>> begin Information shown

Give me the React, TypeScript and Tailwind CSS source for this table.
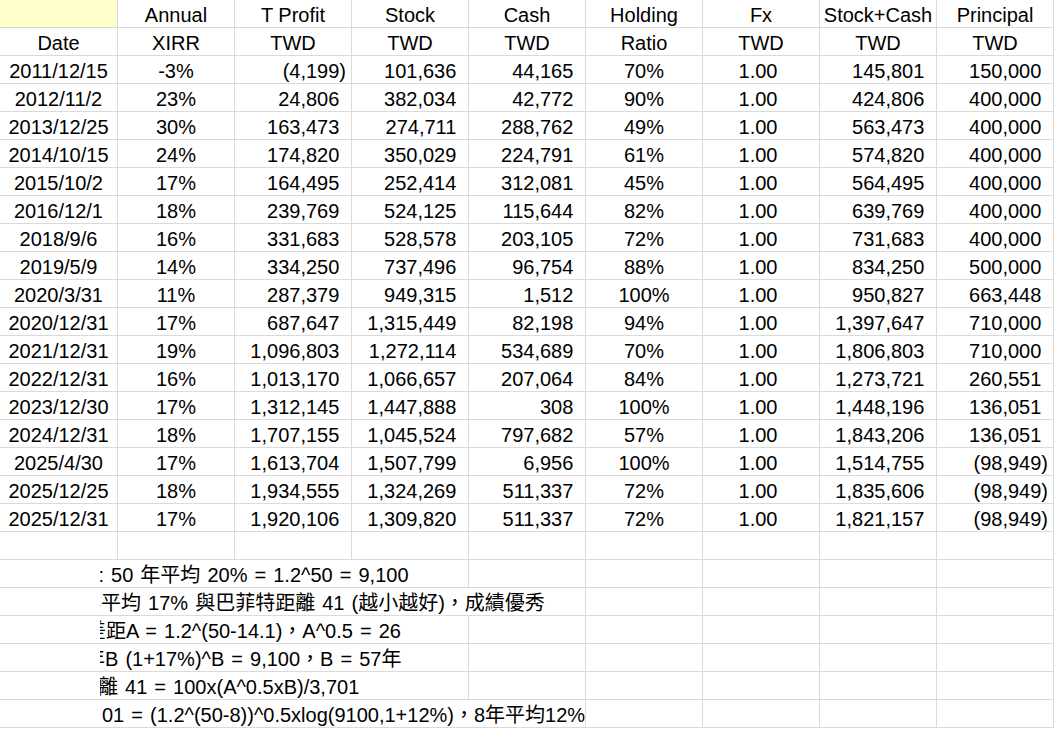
import clsx from "clsx";

const rows: string[][] = [
  ["2011/12/15", "-3%", "(4,199)", "101,636", "44,165", "70%", "1.00", "145,801", "150,000"],
  ["2012/11/2", "23%", "24,806", "382,034", "42,772", "90%", "1.00", "424,806", "400,000"],
  ["2013/12/25", "30%", "163,473", "274,711", "288,762", "49%", "1.00", "563,473", "400,000"],
  ["2014/10/15", "24%", "174,820", "350,029", "224,791", "61%", "1.00", "574,820", "400,000"],
  ["2015/10/2", "17%", "164,495", "252,414", "312,081", "45%", "1.00", "564,495", "400,000"],
  ["2016/12/1", "18%", "239,769", "524,125", "115,644", "82%", "1.00", "639,769", "400,000"],
  ["2018/9/6", "16%", "331,683", "528,578", "203,105", "72%", "1.00", "731,683", "400,000"],
  ["2019/5/9", "14%", "334,250", "737,496", "96,754", "88%", "1.00", "834,250", "500,000"],
  ["2020/3/31", "11%", "287,379", "949,315", "1,512", "100%", "1.00", "950,827", "663,448"],
  ["2020/12/31", "17%", "687,647", "1,315,449", "82,198", "94%", "1.00", "1,397,647", "710,000"],
  ["2021/12/31", "19%", "1,096,803", "1,272,114", "534,689", "70%", "1.00", "1,806,803", "710,000"],
  ["2022/12/31", "16%", "1,013,170", "1,066,657", "207,064", "84%", "1.00", "1,273,721", "260,551"],
  ["2023/12/30", "17%", "1,312,145", "1,447,888", "308", "100%", "1.00", "1,448,196", "136,051"],
  ["2024/12/31", "18%", "1,707,155", "1,045,524", "797,682", "57%", "1.00", "1,843,206", "136,051"],
  ["2025/4/30", "17%", "1,613,704", "1,507,799", "6,956", "100%", "1.00", "1,514,755", "(98,949)"],
  ["2025/12/25", "18%", "1,934,555", "1,324,269", "511,337", "72%", "1.00", "1,835,606", "(98,949)"],
  ["2025/12/31", "17%", "1,920,106", "1,309,820", "511,337", "72%", "1.00", "1,821,157", "(98,949)"],
];

const head1 = ["", "Annual", "T Profit", "Stock", "Cash", "Holding", "Fx", "Stock+Cash", "Principal"];
const head2 = ["Date", "XIRR", "TWD", "TWD", "TWD", "Ratio", "TWD", "TWD", "TWD"];

// column kinds: c = centered, r = accounting (right, room for ")")
const kinds = ["c", "c", "r", "r", "r", "c", "fx", "r", "r"];

function Cell({ i, className, children }: { i: number; className?: string; children?: React.ReactNode }) {
  return (
    <div
      className={clsx(
        "h-[28px] shrink-0 border-r border-b border-[#dadada] pt-[2px] leading-[26px] whitespace-nowrap overflow-hidden",
        i === 0 ? "w-[118px]" : "w-[117px]",
        className
      )}
    >
      {children}
    </div>
  );
}

function Value({ v, i }: { v: string; i: number }) {
  const k = kinds[i];
  if (k === "r") {
    return (
      <Cell i={i} className="text-right pr-[5px]">
        {v}
        {!v.startsWith("(") && <span className="invisible">)</span>}
      </Cell>
    );
  }
  return (
    <Cell i={i} className={clsx("text-center", k === "fx" && "pr-[6px]")}>
      {v}
    </Cell>
  );
}

// note rows: the text starts left of the visible area and runs across several cells.
// pre is the part cut off at the left edge; shift leaves only a sliver of it showing.
const notes: { pre: string; shift: string; text: string; span: string; rest: number }[] = [
  { pre: "巴菲特:", shift: "-ml-[96px]", text: " 50 年平均 20% = 1.2^50 = 9,100", span: "w-[369px]", rest: 5 },
  { pre: "年", shift: "-ml-[99px]", text: "平均 17% 與巴菲特距離 41 (越小越好)，成績優秀", span: "w-[486px]", rest: 4 },
  { pre: "差", shift: "-ml-[94px]", text: "距A = 1.2^(50-14.1)，A^0.5 = 26", span: "w-[369px]", rest: 5 },
  { pre: "年", shift: "-ml-[95px]", text: "B (1+17%)^B = 9,100，B = 57年", span: "w-[369px]", rest: 5 },
  { pre: "距離", shift: "-ml-[82px]", text: " 41 = 100x(A^0.5xB)/3,701", span: "w-[369px]", rest: 5 },
  { pre: "距離 3,7\u00a0", shift: "-ml-[98px]", text: "01 = (1.2^(50-8))^0.5xlog(9100,1+12%)，8年平均12%", span: "w-[486px]", rest: 4 },
];

export default function App() {
  return (
    <div className="w-[1054px] min-h-[729px] bg-white text-black text-[20px] font-['Liberation_Sans','Noto_Sans_CJK_TC',sans-serif]">
      {/* header */}
      <div className="flex">
        {head1.map((h, i) => (
          <Cell key={i} i={i} className={clsx("text-center", i === 0 && "bg-[#ffffcc]")}>
            {h}
          </Cell>
        ))}
      </div>
      <div className="flex">
        {head2.map((h, i) => (
          <Cell key={i} i={i} className="text-center">
            {h}
          </Cell>
        ))}
      </div>

      {/* data */}
      {rows.map((r, ri) => (
        <div key={ri} className="flex">
          {r.map((v, i) => (
            <Value key={i} v={v} i={i} />
          ))}
        </div>
      ))}

      {/* blank row */}
      <div className="flex">
        {head1.map((_, i) => (
          <Cell key={i} i={i} />
        ))}
      </div>

      {/* notes */}
      {notes.map((n, ni) => (
        <div key={ni} className="flex">
          <div className="w-[100px] h-[28px] shrink-0 border-b border-[#dadada]" />
          <div
            className={clsx(
              "h-[28px] shrink-0 border-r border-b border-[#dadada] pt-[2px] leading-[26px] whitespace-nowrap overflow-hidden [word-spacing:1.5px]",
              n.span
            )}
          >
            <span className={clsx("inline-block w-[100px] text-right whitespace-pre", n.shift)}>{n.pre}</span>
            {n.text}
          </div>
          {Array.from({ length: n.rest }).map((_, i) => (
            <Cell key={i} i={1} />
          ))}
        </div>
      ))}
    </div>
  );
}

>> end Information shown

[Brief]: Without the pictures, return the listing above from its first line through the line that has "import clsx from".

[Solution to this problem]:
Give me the React, TypeScript and Tailwind CSS source for this table.
import clsx from "clsx";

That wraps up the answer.